No hace mucho les anuncié que mi señora estaba embarazada. Pues bien, esa florecilla delicada y sensual, la princesita más enjuta, discreta y sutil de toda la comarca antequerana, ha empezado a roncar como un hipopótamo de cuatro toneladas puesto hasta las trancas de Diazepam. Por su tamaño nadie lo diría, pues sigue conservando la figura, pero créanme, cuando cae la noche y reina el inconsciente, sus ronquidos hacen palidecer a José Mercé haciendo gárgaras. Es un tormento inhumano, insoportable.

Ocurrió como si nada, de la noche a la mañana. Nunca mejor dicho. Estábamos durmiendo y una leve respiración fue ganando intensidad, in crescendo. Al principio resultaba incluso agradable, marcaba un ritmo cadencioso, un tempo armonioso. Luego la cosa fue a más y el lejano susurro ya se iba pareciendo más a una Harley en punto muerto, hasta que, finalmente, alcanzó su culmen y creí que estaba acostado con mi tío Paco. Será postural, pensé. Pero no. Ella se movía y el ronquido no desaparecía. Diantres. Voto a bríos.

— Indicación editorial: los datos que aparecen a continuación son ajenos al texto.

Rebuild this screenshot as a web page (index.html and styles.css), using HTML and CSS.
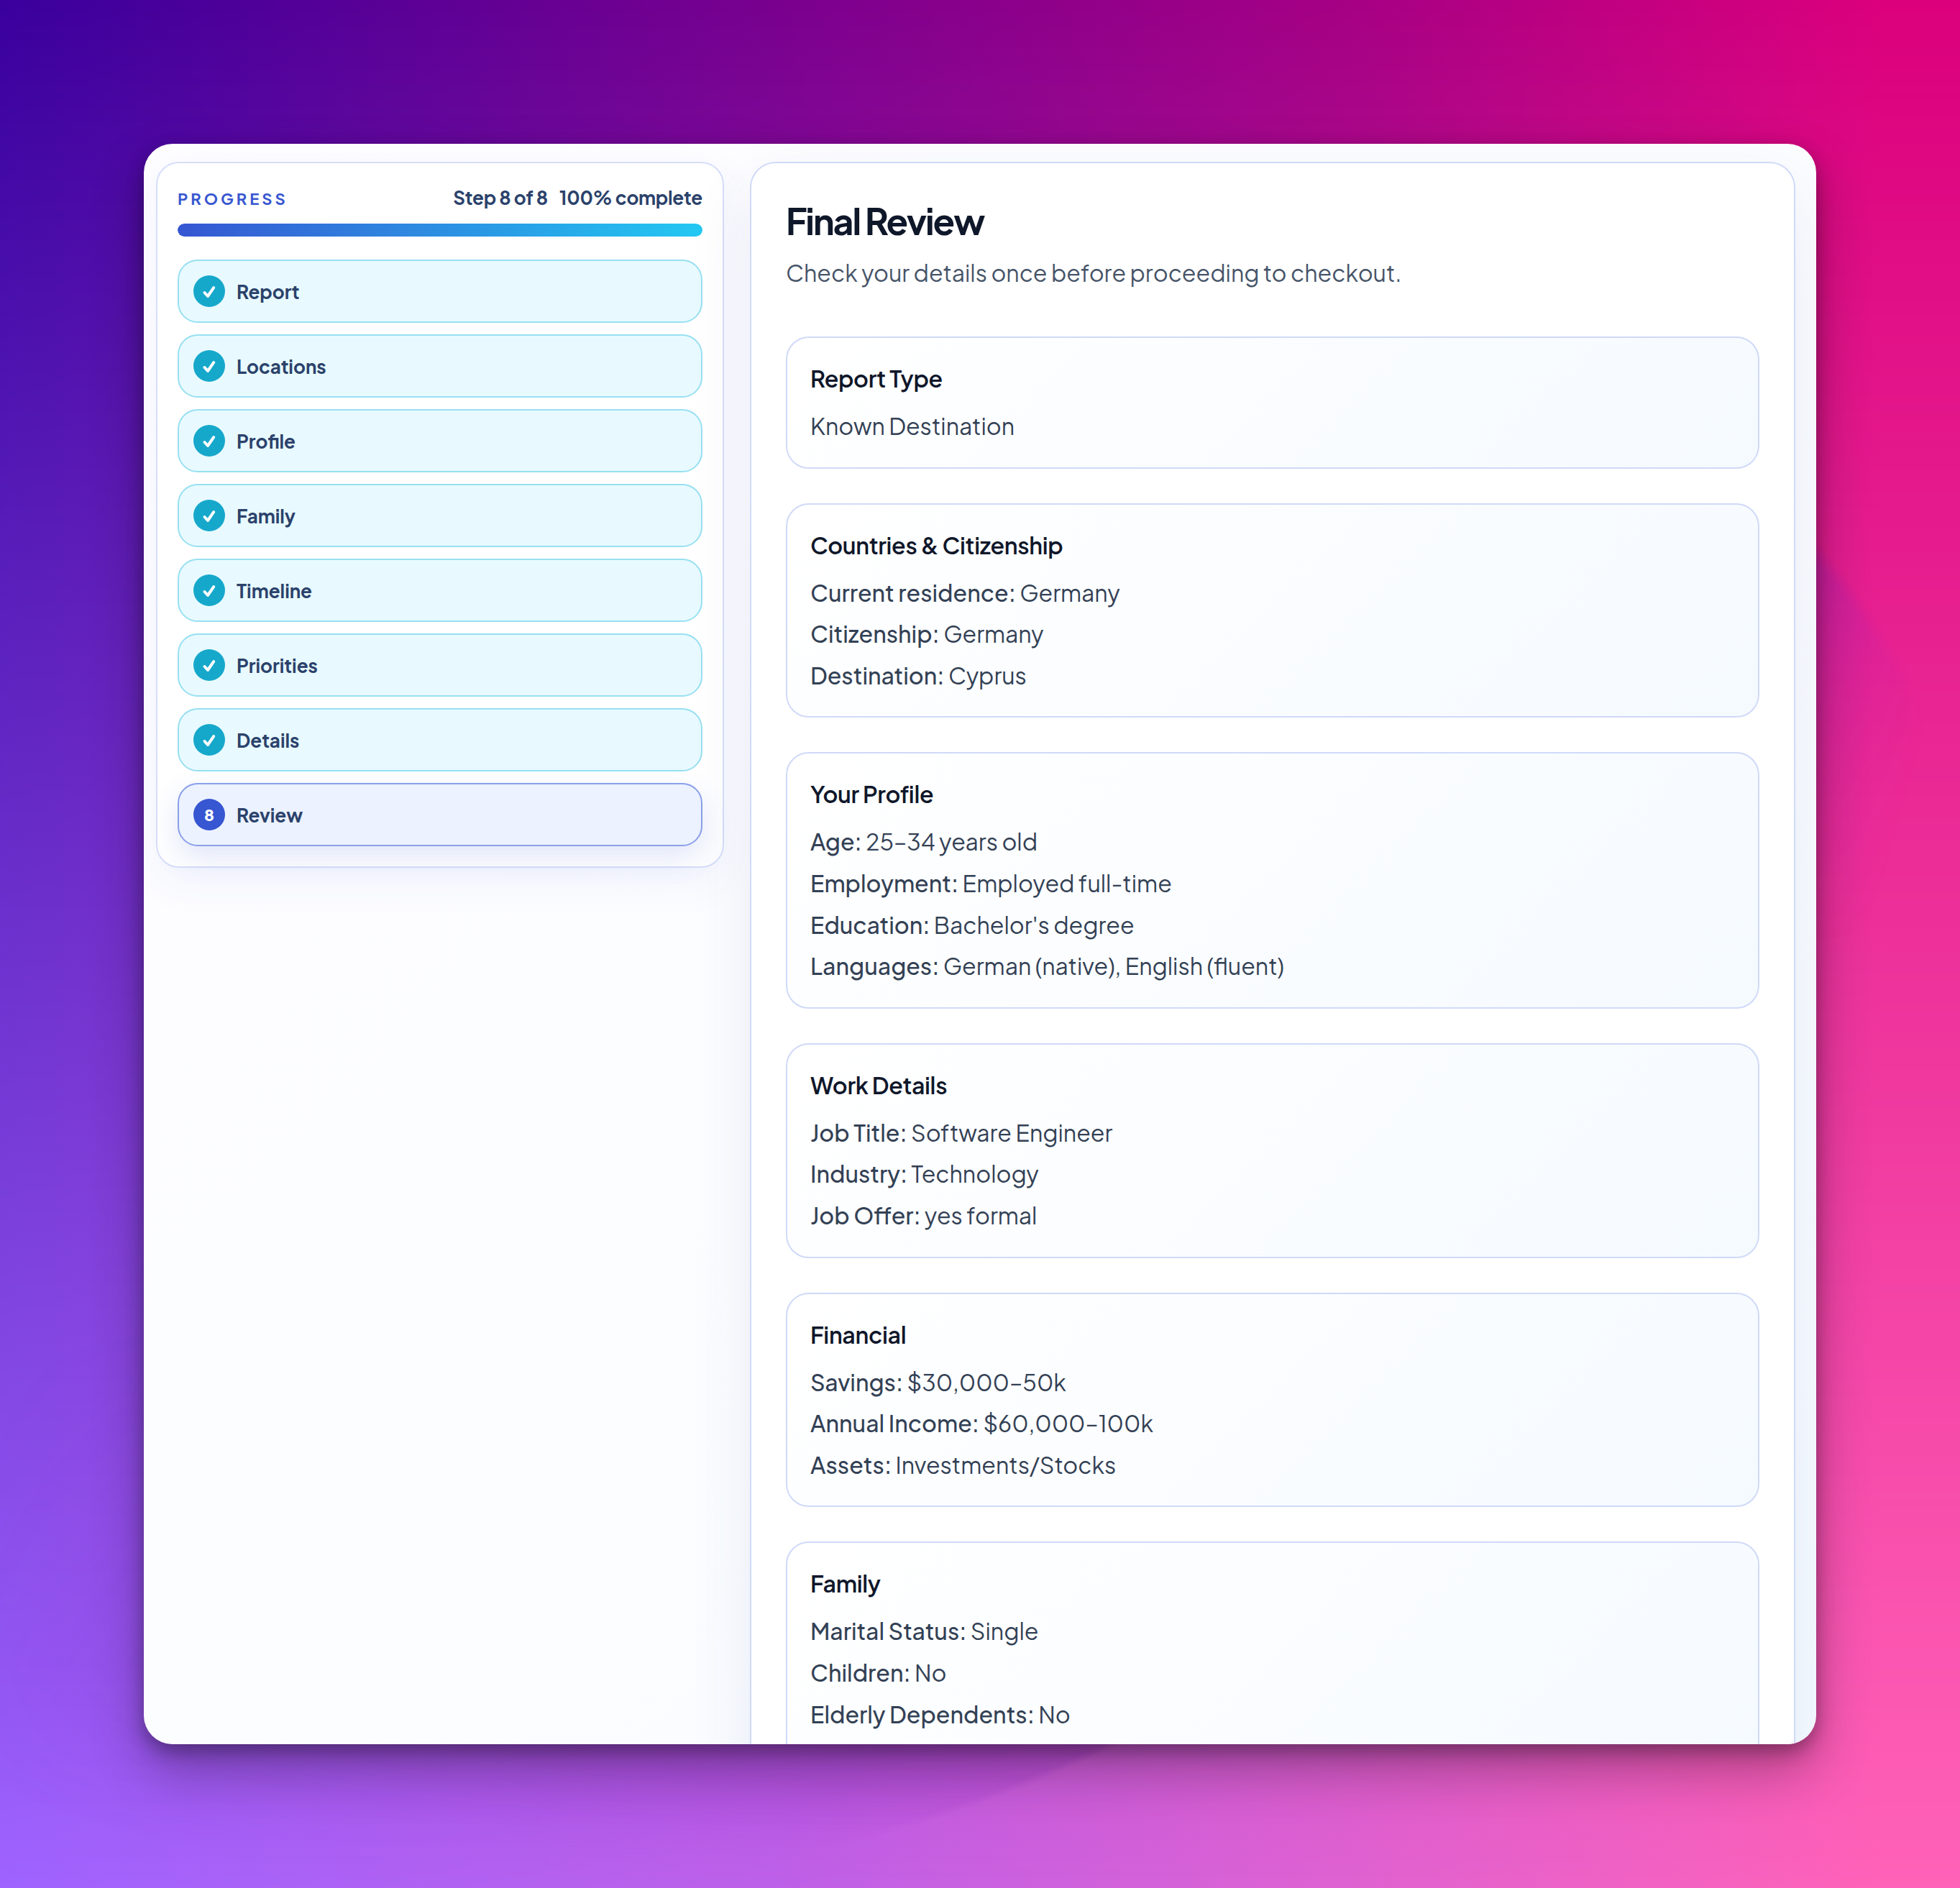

La primera vez la cosa quedó ahí, gracias a Dios. Por la mañana me armé de valor y le dejé caer de refilón la improbable posibilidad de que quizá, puede, serían cosas mías, pero no era seguro, que roncase. Y me llamó de todo: exagerado, mentiroso, gañán. Será que con el embarazo, me explicó enfurecida, el estómago se eleva ligeramente y comprime el diafragma dificultando así la capacidad de exhalación. O lo que es lo mismo, que respira fuerte. Yo, claro, no quise discutir. El diafragma se pondrá donde ella quiera, pero lo cierto y verdad es que toda la percusión del Cautivo ensayaba cada madrugaba en su garganta. Que conste que lo pensé pero no se lo dije. Que uno, como experimentado marido, y por muy valiente que se crea, ya va aprendiendo a valorar su vida.

Visto que no me creyó decidí grabarla. Llegó la noche y allí estaba yo, agazapado y paciente como un indio detrás de una mata. Los ronquidos no tardaron en aparecer. Empecé a moverme sigilosamente, tardé diez minutos en destapar las sábanas de coralina y coger el móvil de la mesita de noche. Demasiada luz en la pantalla. Mierda. Reduje el brillo en vez de darle la vuelta. Cosas del directo. Me incorporé dejando preparada la grabadora y me fui acercando muy lentamente, a la velocidad de un perezoso con resaca. La oscuridad era mi aliada y el silencio mi enemigo. Un centímetro, luego otro, iba ganando terreno a cuatro patas cual leopardo acechante. Con una paciencia franciscana acerqué el teléfono y me dio un calambre en el gemelo, aguanté como pude pero, al presionar el micrófono del teléfono, se me agarrotó la mano y quedé sobre el colchón como un perro de caza apuntando a una madriguera. Gemidos de dolor, llanto ahogado, respiración entrecortada, alaridos mudos. Ese era yo. Un escombro de tío apoyado sobre una rodilla y una mano, oscilando, intentando mantener el equilibrio y rezando para no caer sobre ella. Al fin, dos minutos después, me vencí hacia mi lado de la cama. Ella siguió durmiendo como si tal cosa, respirando fuerte. Cuando me repuse alargué el brazo y grabé 10 segundos desde la distancia. Que sea lo que Dios quiera. Confío en la tecnología, no vuelvo a jugármela.

Por la mañana fui a la cocina y reproduje el audio. Si los pájaros se callaban, el tráfico desaparecía, te metías en una cueva y ponías toda tu atención, se oía perfectamente el rugir de un tráiler de ocho ejes. Orgulloso de mi hazaña le mandé la prueba del delito. Era irrefutable. Ya no podría negar lo obvio. Satisfecho con haberla cazado me fui a trabajar.

A la media hora recibí el siguiente whatsapp de mi señora: Eres un guarro ¿Por qué me mandas una grabación con dos minutos de suspiros, grititos y gemidos?

En fin. Que mi señora no ronca, respira fuerte. Es un hecho empírico, objetivo e imposible de desmentir que yo, hasta ahora, no sabía apreciar. Qué placer, qué deleite, qué privilegio el escucharla. Cómo no he aprendido a gozarlo antes. Imbécil de mí que, como siempre, no sabía que estaba equivocado.

Nota del autor: Si por algún motivo, el que sea, esta columna le parece políticamente incorrecta, puede mandarla donde Caperucita Roja y los otros doscientos cuentos que han retirado por sexistas de un colegio de Barcelona. De paso no olvide quemar también la mitad del Museo del Prado, todos los clásicos del cine y las canciones que acompañaron su juventud.